Researchers from the Center for AI Safety and Scale AI have unveiled “Humanity’s Last Exam,” which they assert is the most challenging test ever created for artificial intelligence systems. According to reporting by The New York Times, the test consists of approximately 3,000 multiple-choice and short-answer questions spanning fields from analytic philosophy to rocket engineering.
Dan Hendrycks, director of the Center for AI Safety, developed the test in collaboration with Scale AI, where he serves as an advisor. The questions were contributed by field experts, including university professors and accomplished mathematicians, who were compensated between $500 and $5,000 per accepted question.
The evaluation process involved a two-step filtering system. First, questions were tested against leading AI models. Those that stumped the AI systems were then reviewed and refined by human experts who verified the correct answers.
Current AI models have performed poorly on the test, with OpenAI’s o1 system achieving the highest score at just 8.3 percent. Other tested systems included Google’s Gemini 1.5 Pro and Anthropic’s Claude 3.5 Sonnet.
Hendrycks predicts rapid improvement, suggesting that AI systems might exceed 50 percent accuracy by the end of 2025. At such levels, he believes AI systems could become “world-class oracles,” potentially surpassing human experts across various disciplines.
The test’s development was partly inspired by a conversation between Hendrycks and Elon Musk, who criticized existing AI evaluations as too simple. This new examination aims to provide a comprehensive assessment of AI capabilities across academic disciplines, effectively measuring general intelligence.

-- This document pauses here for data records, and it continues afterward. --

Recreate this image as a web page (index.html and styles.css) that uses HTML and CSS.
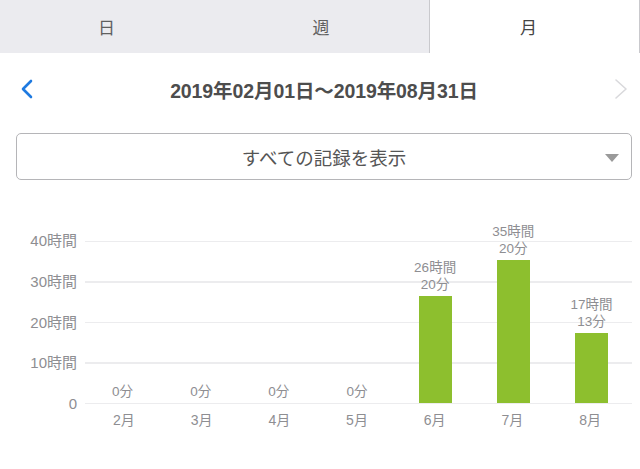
FILE: index.html
```html
<!DOCTYPE html>
<html lang="ja">
<head>
    <meta charset="UTF-8">
    <meta name="viewport" content="width=device-width, initial-scale=1.0">
    <title>記録</title>
    <link rel="stylesheet" href="styles.css">
</head>
<body>
    <div class="tabs">
        <div class="tab">日</div>
        <div class="tab">週</div>
        <div class="tab active">月</div>
    </div>

    <div class="period">
        <button class="arrow prev">
            <svg width="14" height="20" viewBox="0 0 14 20"><path d="M11 2 L3 10 L11 18" fill="none" stroke="#1f7ae0" stroke-width="2.6" stroke-linecap="round" stroke-linejoin="round"/></svg>
        </button>
        <div class="range">2019年02月01日〜2019年08月31日</div>
        <button class="arrow next">
            <svg width="14" height="22" viewBox="0 0 14 22"><path d="M2 2 L12 11 L2 20" fill="none" stroke="#d9d9dc" stroke-width="1.6" stroke-linecap="round" stroke-linejoin="round"/></svg>
        </button>
    </div>

    <div class="select">
        <span>すべての記録を表示</span>
        <span class="caret"></span>
    </div>

    <div class="chart">
        <div class="y-axis">
            <span>40時間</span>
            <span>30時間</span>
            <span>20時間</span>
            <span>10時間</span>
            <span>0</span>
        </div>
        <div class="plot" id="plot"></div>
        <div class="months" id="months"></div>
    </div>

    <script>
        // monthly totals in minutes
        const data = [
            { month: "2月", min: 0 },
            { month: "3月", min: 0 },
            { month: "4月", min: 0 },
            { month: "5月", min: 0 },
            { month: "6月", min: 26 * 60 + 20 },
            { month: "7月", min: 35 * 60 + 20 },
            { month: "8月", min: 17 * 60 + 13 }
        ];
        const pxPerHour = 4.05;

        const plot = document.getElementById("plot");
        const months = document.getElementById("months");

        data.forEach(d => {
            const col = document.createElement("div");
            col.className = "col";

            const h = Math.floor(d.min / 60);
            const m = d.min % 60;
            const label = document.createElement("div");
            label.className = "value";
            label.innerHTML = h > 0 ? `${h}時間<br>${m}分` : `${m}分`;
            col.appendChild(label);

            const bar = document.createElement("div");
            bar.className = "bar";
            bar.style.height = (d.min / 60 * pxPerHour) + "px";
            col.appendChild(bar);
            plot.appendChild(col);

            const ml = document.createElement("div");
            ml.textContent = d.month;
            months.appendChild(ml);
        });
    </script>
</body>
</html>
```

FILE: styles.css
```css
* {
    margin: 0;
    padding: 0;
    box-sizing: border-box;
}

body {
    font-family: 'Liberation Sans', 'Noto Sans CJK JP', sans-serif;
    background: #fff;
    color: #444;
    width: 640px;
    height: 469px;
    overflow: hidden;
}

/* top segment tabs */
.tabs {
    display: grid;
    grid-template-columns: 213px 216px 1fr;
    height: 53px;
    background-color: #ebebef;
}

.tab {
    display: flex;
    justify-content: center;
    align-items: center;
    font-size: 17px;
    color: #5f5f5f;
}

.tab.active {
    background-color: #fff;
    color: #444;
    border-left: 1px solid #c9c9cd;
    border-right: 1px solid #c9c9cd;
    padding-right: 12px;
}

/* date range row */
.period {
    height: 72px;
    display: flex;
    align-items: center;
    justify-content: space-between;
    padding: 0 12px 0 20px;
}

.arrow {
    background: none;
    border: none;
    display: flex;
    align-items: center;
}

.range {
    font-size: 19.5px;
    font-weight: bold;
    color: #4d4d4d;
    letter-spacing: -0.1px;
}

/* filter dropdown */
.select {
    position: relative;
    margin: 8px 8px 0 16px;
    height: 47px;
    border: 1px solid #b5b5b8;
    border-radius: 5px;
    display: flex;
    justify-content: center;
    align-items: center;
    font-size: 18.5px;
    color: #555;
}

.caret {
    position: absolute;
    right: 12px;
    top: 20px;
    width: 0;
    height: 0;
    border-left: 7px solid transparent;
    border-right: 7px solid transparent;
    border-top: 8px solid #9a9a9a;
}

/* bar chart */
.chart {
    display: grid;
    grid-template-columns: 77px 1fr;
    column-gap: 8px;
    margin: 52px 8px 0 0;
}

.y-axis {
    height: 181px;
    display: flex;
    flex-direction: column;
    justify-content: space-between;
    align-items: flex-end;
    font-size: 15px;
    line-height: 18px;
    color: #8e8e92;
}

.plot {
    align-self: start;
    margin-top: 9px;
    height: 163px;
    display: grid;
    grid-template-columns: repeat(7, 1fr);
    grid-template-rows: minmax(0, 1fr);
    background-image: repeating-linear-gradient(to bottom, #ececee 0, #ececee 1px, transparent 1px, transparent 40.5px);
}

.col {
    min-height: 0;
    display: flex;
    flex-direction: column;
    justify-content: flex-end;
    align-items: center;
    padding-bottom: 1px;
    padding-right: 3px;
}

.value {
    flex-shrink: 0;
    font-size: 13.5px;
    line-height: 17px;
    color: #8e8e92;
    text-align: center;
    margin-bottom: 3px;
}

.bar {
    flex-shrink: 0;
    width: 33px;
    background-color: #8dbf2e;
}

.months {
    grid-column: 2;
    display: grid;
    grid-template-columns: repeat(7, 1fr);
    padding-right: 3px;
    margin-top: -2px;
    font-size: 14px;
    line-height: 18px;
    color: #8e8e92;
    text-align: center;
}
```
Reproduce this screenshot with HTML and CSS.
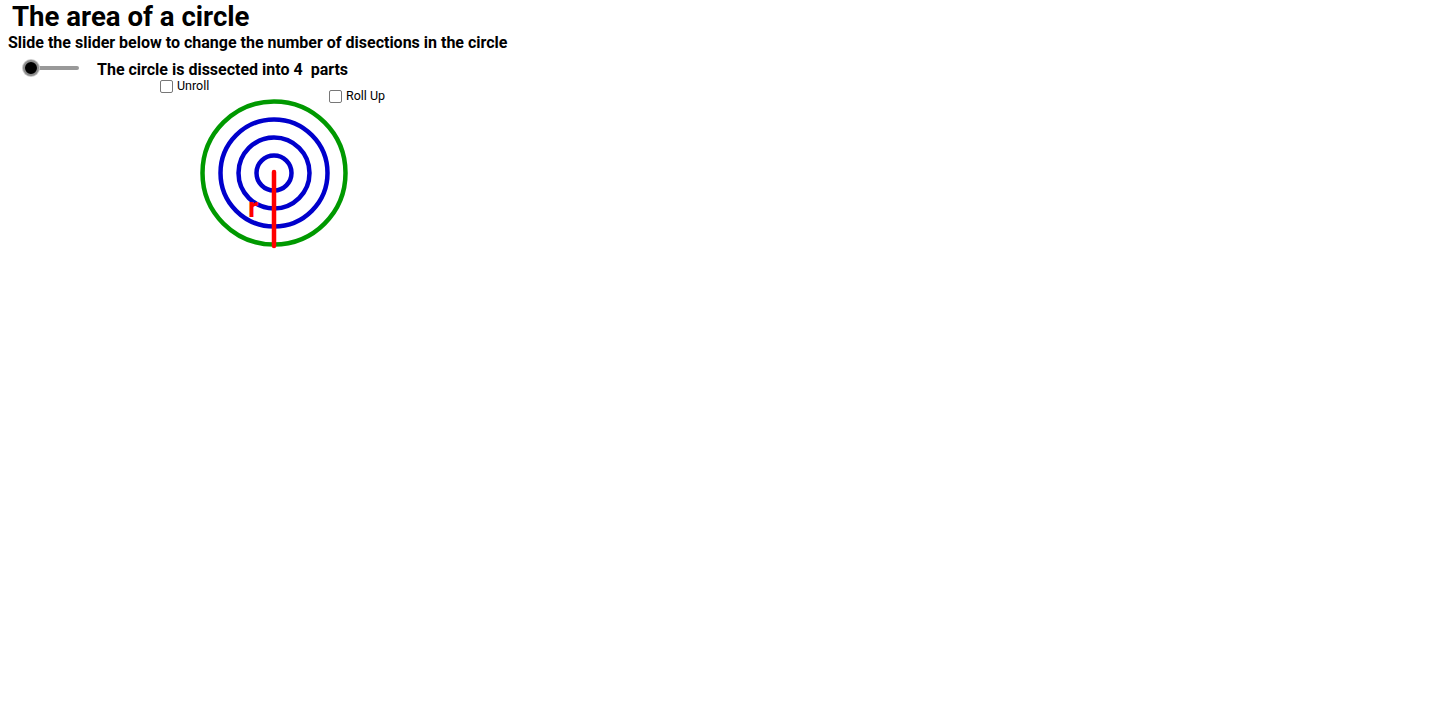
FILE: index.html
```html
<!DOCTYPE html>
<html>
<head>
<meta charset="utf-8">
<link rel="stylesheet" href="styles.css">
</head>
<body>
<div class="applet">
  <h1 class="title">The area of a circle</h1>
  <p class="subtitle">Slide the slider below to change the number of disections in the circle</p>
  <div class="stage">
    <div class="slider"><span class="track"></span><span class="knob"></span></div>
    <p class="caption">The circle is dissected into 4&nbsp; parts</p>
    <label class="check check-unroll"><span class="box"></span>Unroll</label>
    <label class="check check-rollup"><span class="box"></span>Roll Up</label>
    <svg class="diagram" width="160" height="160" viewBox="194 93 160 160">
      <circle cx="274" cy="173" r="71.5" fill="none" stroke="#009900" stroke-width="4.5"/>
      <circle cx="274" cy="173" r="53.5" fill="none" stroke="#0000cc" stroke-width="4.5"/>
      <circle cx="274" cy="173" r="35.5" fill="none" stroke="#0000cc" stroke-width="4.5"/>
      <circle cx="274" cy="173" r="17.5" fill="none" stroke="#0000cc" stroke-width="4.5"/>
      <line x1="274" y1="172" x2="274" y2="246" stroke="#ff0000" stroke-width="4.5" stroke-linecap="round"/>
      <text x="248" y="217" class="rlabel">r</text>
    </svg>
  </div>
</div>
</body>
</html>
```
FILE: styles.css
```css
html, body {
  margin: 0;
  padding: 0;
  background: #ffffff;
}
.applet {
  width: 1440px;
  height: 704px;
  font-family: Roboto, "Liberation Sans", sans-serif;
  color: #000000;
  overflow: hidden;
}
.title {
  margin: 0;
  padding: 0 0 0 12px;
  font-size: 27.6px;
  font-weight: 700;
  line-height: 34px;
}
.subtitle {
  margin: 0;
  padding: 0 0 0 8px;
  font-size: 16px;
  font-weight: 700;
  line-height: 18px;
}
.stage {
  position: relative;
  height: 640px;
}
.slider {
  position: absolute;
  left: 23px;
  top: 8px;
  width: 58px;
  height: 16px;
}
.track {
  position: absolute;
  left: 6px;
  top: 6px;
  width: 50px;
  height: 4px;
  background: #999999;
  border-radius: 2px;
}
.knob {
  position: absolute;
  left: 0;
  top: 0;
  width: 12px;
  height: 12px;
  border-radius: 50%;
  background: #000000;
  border: 2px solid #8c8c8c;
  box-shadow: 0 0 0 1px #c8c8c8;
}
.caption {
  position: absolute;
  left: 97px;
  top: 9px;
  margin: 0;
  font-size: 16px;
  font-weight: 700;
  line-height: 18px;
  white-space: nowrap;
}
.check {
  position: absolute;
  display: flex;
  align-items: center;
  gap: 4px;
  font-size: 12.5px;
  line-height: 14px;
  white-space: nowrap;
}
.check-unroll {
  left: 160px;
  top: 27px;
}
.check-rollup {
  left: 329px;
  top: 37px;
}
.box {
  display: block;
  width: 11px;
  height: 11px;
  border: 1px solid #777777;
  border-radius: 2px;
  background: #ffffff;
}
.diagram {
  position: absolute;
  left: 194px;
  top: 41px;
}
.rlabel {
  font-family: Roboto, "Liberation Sans", sans-serif;
  font-size: 28px;
  font-weight: 700;
  fill: #ff0000;
}
```
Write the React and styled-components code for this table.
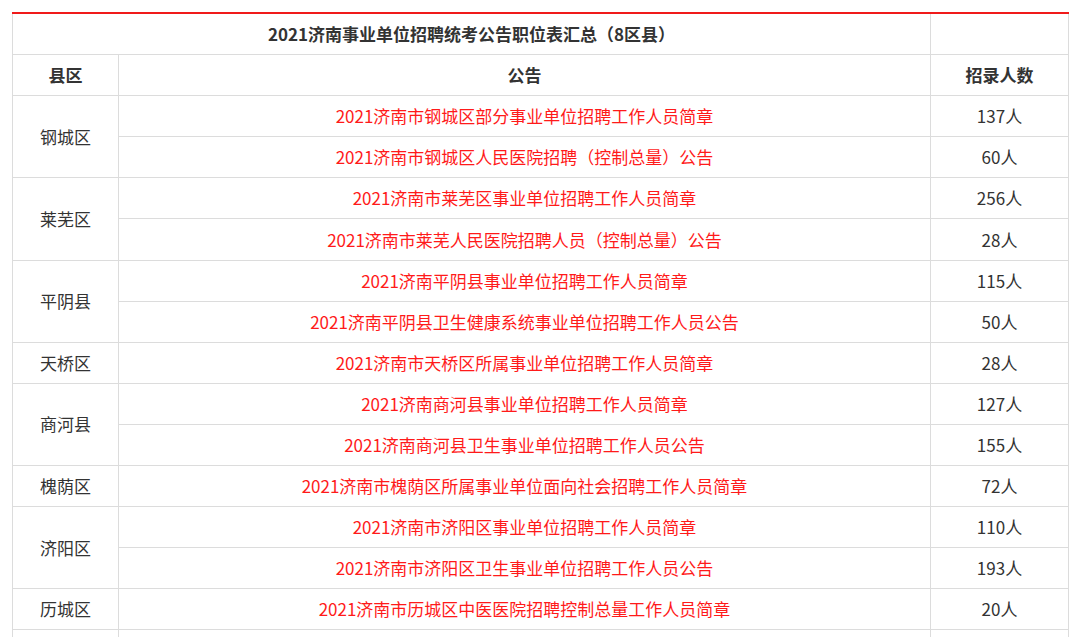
import React from "react";
import styled, { createGlobalStyle } from "styled-components";

const GlobalStyle = createGlobalStyle`
  body {
    margin: 0;
    background: #fff;
    font-family: "Noto Sans CJK SC", "Noto Sans", sans-serif;
  }
`;

const Page = styled.div`
  padding: 12px 12px 0;
  height: 637px;
  overflow: hidden;
  box-sizing: border-box;
`;

const Table = styled.table`
  width: 1056px;
  border-collapse: collapse;
  table-layout: fixed;
  border-top: 2px solid #f01a1a;
  font-size: 17px;
  color: #333;

  td {
    border: 1px solid #dcdcdc;
    height: 40.1px;
    padding: 0;
    text-align: center;
    vertical-align: middle;
    line-height: 20px;
  }
`;

const Head = styled.td`
  font-weight: bold;
  color: #333;
`;

const Notice = styled.td`
  color: #ff1a1a;
`;

const data = [
  {
    area: "钢城区",
    rows: [
      ["2021济南市钢城区部分事业单位招聘工作人员简章", "137人"],
      ["2021济南市钢城区人民医院招聘（控制总量）公告", "60人"],
    ],
  },
  {
    area: "莱芜区",
    rows: [
      ["2021济南市莱芜区事业单位招聘工作人员简章", "256人"],
      ["2021济南市莱芜人民医院招聘人员（控制总量）公告", "28人"],
    ],
  },
  {
    area: "平阴县",
    rows: [
      ["2021济南平阴县事业单位招聘工作人员简章", "115人"],
      ["2021济南平阴县卫生健康系统事业单位招聘工作人员公告", "50人"],
    ],
  },
  {
    area: "天桥区",
    rows: [["2021济南市天桥区所属事业单位招聘工作人员简章", "28人"]],
  },
  {
    area: "商河县",
    rows: [
      ["2021济南商河县事业单位招聘工作人员简章", "127人"],
      ["2021济南商河县卫生事业单位招聘工作人员公告", "155人"],
    ],
  },
  {
    area: "槐荫区",
    rows: [["2021济南市槐荫区所属事业单位面向社会招聘工作人员简章", "72人"]],
  },
  {
    area: "济阳区",
    rows: [
      ["2021济南市济阳区事业单位招聘工作人员简章", "110人"],
      ["2021济南市济阳区卫生事业单位招聘工作人员公告", "193人"],
    ],
  },
  {
    area: "历城区",
    rows: [["2021济南市历城区中医医院招聘控制总量工作人员简章", "20人"]],
  },
];

const App = () => (
  <Page>
    <GlobalStyle />
    <Table>
      <colgroup>
        <col style={{ width: 106 }} />
        <col style={{ width: 812 }} />
        <col style={{ width: 138 }} />
      </colgroup>
      <tbody>
        <tr>
          <Head colSpan={2}>2021济南事业单位招聘统考公告职位表汇总（8区县）</Head>
          <td />
        </tr>
        <tr>
          <Head>县区</Head>
          <Head>公告</Head>
          <Head>招录人数</Head>
        </tr>
        {data.map((group) =>
          group.rows.map(([title, count], i) => (
            <tr key={title}>
              {i === 0 && <td rowSpan={group.rows.length}>{group.area}</td>}
              <Notice>{title}</Notice>
              <td>{count}</td>
            </tr>
          ))
        )}
        <tr>
          <td />
          <td />
          <td />
        </tr>
      </tbody>
    </Table>
  </Page>
);

export default App;
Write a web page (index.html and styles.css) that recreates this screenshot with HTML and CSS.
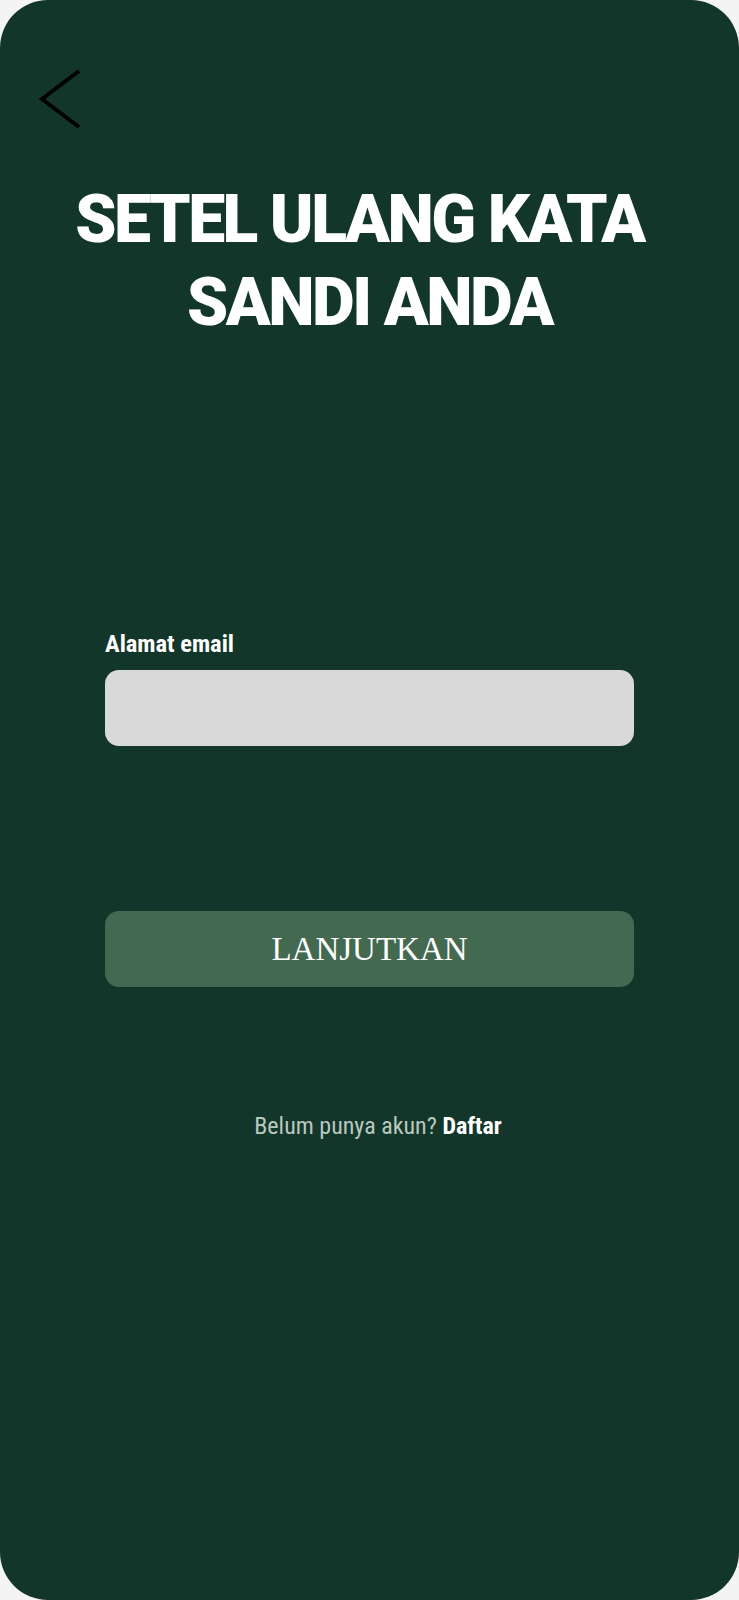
FILE: index.html
```html
<!DOCTYPE html>
<html lang="id">
<head>
<meta charset="utf-8">
<title>Setel Ulang Kata Sandi</title>
<link rel="stylesheet" href="styles.css">
</head>
<body>
<div class="screen">
  <a class="back" href="#" aria-label="Kembali">
    <svg width="50" height="70" viewBox="0 0 50 70"><path d="M44 7 L7 35 L44 63" fill="none" stroke="#000" stroke-width="4"/></svg>
  </a>
  <h1 class="title"><span class="line1">SETEL ULANG KATA</span><span class="line2">SANDI ANDA</span></h1>
  <form class="form">
    <label class="label" for="email">Alamat email</label>
    <input class="input" id="email" type="email">
    <button class="btn" type="button">LANJUTKAN</button>
  </form>
  <p class="footer">Belum punya akun? <b>Daftar</b></p>
</div>
</body>
</html>
```
FILE: styles.css
```css
html, body { margin: 0; padding: 0; background: #f4f4f4; }
.screen {
  background: #13362b;
  min-height: 1600px;
  border-radius: 48px;
  box-sizing: border-box;
  padding-top: 64px;
  display: flex;
  flex-direction: column;
}
.back { display: block; margin-left: 35px; width: 50px; height: 70px; }
.back svg { display: block; }
.title {
  margin: 44px 0 0;
  color: #fff;
  font-family: Roboto, sans-serif;
  font-weight: 900;
  font-size: 66px;
  line-height: 83px;
  text-align: center;
  letter-spacing: -2.5px;
}
.title span { display: block; }
.title .line1 { padding-right: 20px; }
.form {
  display: flex;
  flex-direction: column;
  margin: 285px 105px 0;
}
.label {
  color: #fff;
  font-family: "Roboto Condensed", Roboto, sans-serif;
  font-stretch: condensed;
  font-weight: 700;
  font-size: 24.5px;
  line-height: 30px;
}
.input {
  margin-top: 11px;
  height: 76px;
  border: none;
  border-radius: 14px;
  background: #d9d9d9;
  box-sizing: border-box;
}
.btn {
  margin-top: 165px;
  height: 76px;
  border: none;
  border-radius: 14px;
  background: #436a51;
  color: #fff;
  font-family: "Liberation Serif", serif;
  font-size: 33px;
}
.footer {
  margin: 124px 0 0;
  padding-left: 17px;
  text-align: center;
  color: #b9c7bf;
  font-family: "Roboto Condensed", Roboto, sans-serif;
  font-stretch: condensed;
  font-size: 24px;
  line-height: 30px;
}
.footer b { color: #fff; font-weight: 700; }
```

Summer Yue, Scale AI’s director of research, suggests future versions might include questions without known answers, allowing AI systems to contribute to new discoveries in mathematics and science.
The test highlights a peculiar aspect of current AI development: while systems excel at complex tasks like disease diagnosis and competitive programming, they often struggle with basic functions such as simple arithmetic. This inconsistency has made it challenging to accurately measure AI progress.
Kevin Zhou, a theoretical particle physics researcher who contributed to the test, emphasizes that excelling at exam questions doesn’t necessarily translate to real-world research capabilities, noting the significant difference between test-taking and actual scientific practice.